One point for me for unsportsmanlike conduct.

Now he was more than angry. He was rip snorting mad.

Long story short, I’d learned a take down the day before with the warning, “Don’t try this unless you’re desperate.”

I was desperate.

The move was a combination of arm drag and trip, not something everyone did.

And it worked. It worked the second and third time, too.

In fact it worked so well that my opponent quit on me.

You know the story about quitting in sports? Don’t do it.

While he laid on his stomach I began a series of cross faces. Over and over I pushed my fist into his face.

The fear I’d had earlier turned into my own little ball of anger and shame, so I cross faced the heck out of him for my own delight.

And won. It was a mean thing to do, but he was a mean guy, so it evened out.

That’s my story. I whip it out now and then as a sort of parable, a metaphor, a way to deal with fear.

If you have a similar story with more meaning than the actual event, break it out. Just don’t expect longtime athletes to embrace it the way you do.

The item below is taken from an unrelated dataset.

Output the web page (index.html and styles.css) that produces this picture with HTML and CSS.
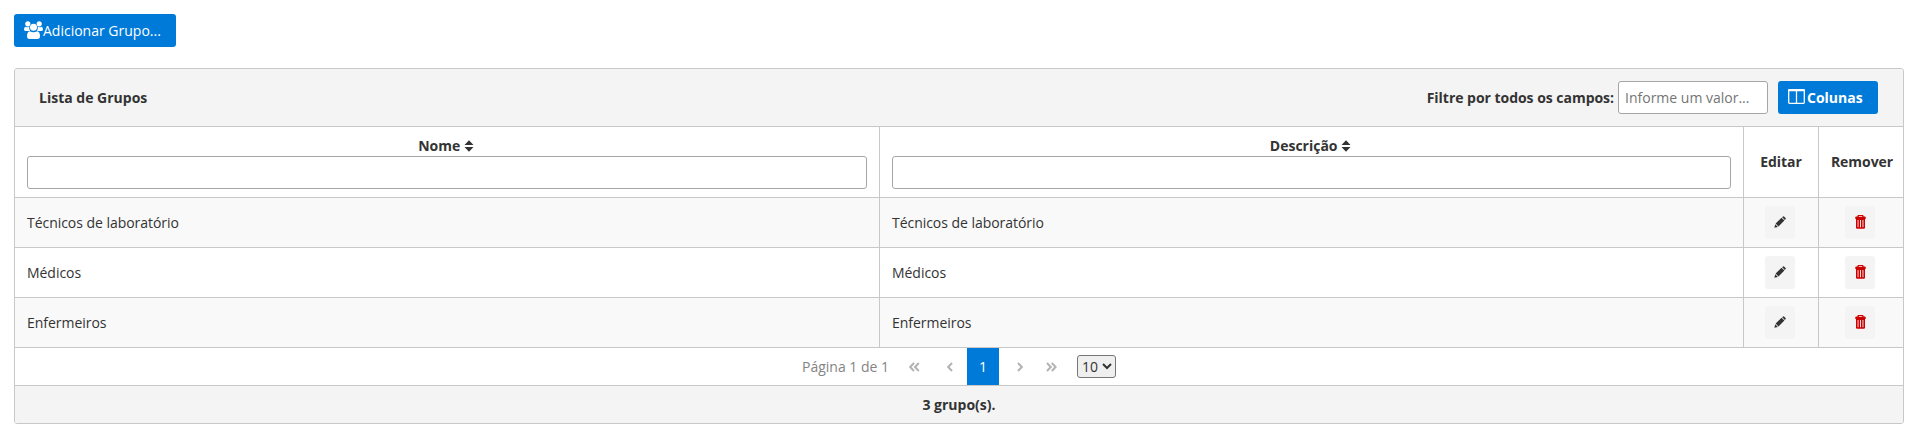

Does it make you a scrub athlete? Not really. It just makes you real.

Now, what’s your story?

About David Gillaspie

I am a writer. This is my blog story day by day.

Comments

  1. Mark Mullins says

    Well, good story, even better ending, thank God that’s over. You’re a mean one Mister Grinch, lol

    • David Gillaspie says

      The truth is I’m fascinated by stories that overcome adversities. That’s every story ever told?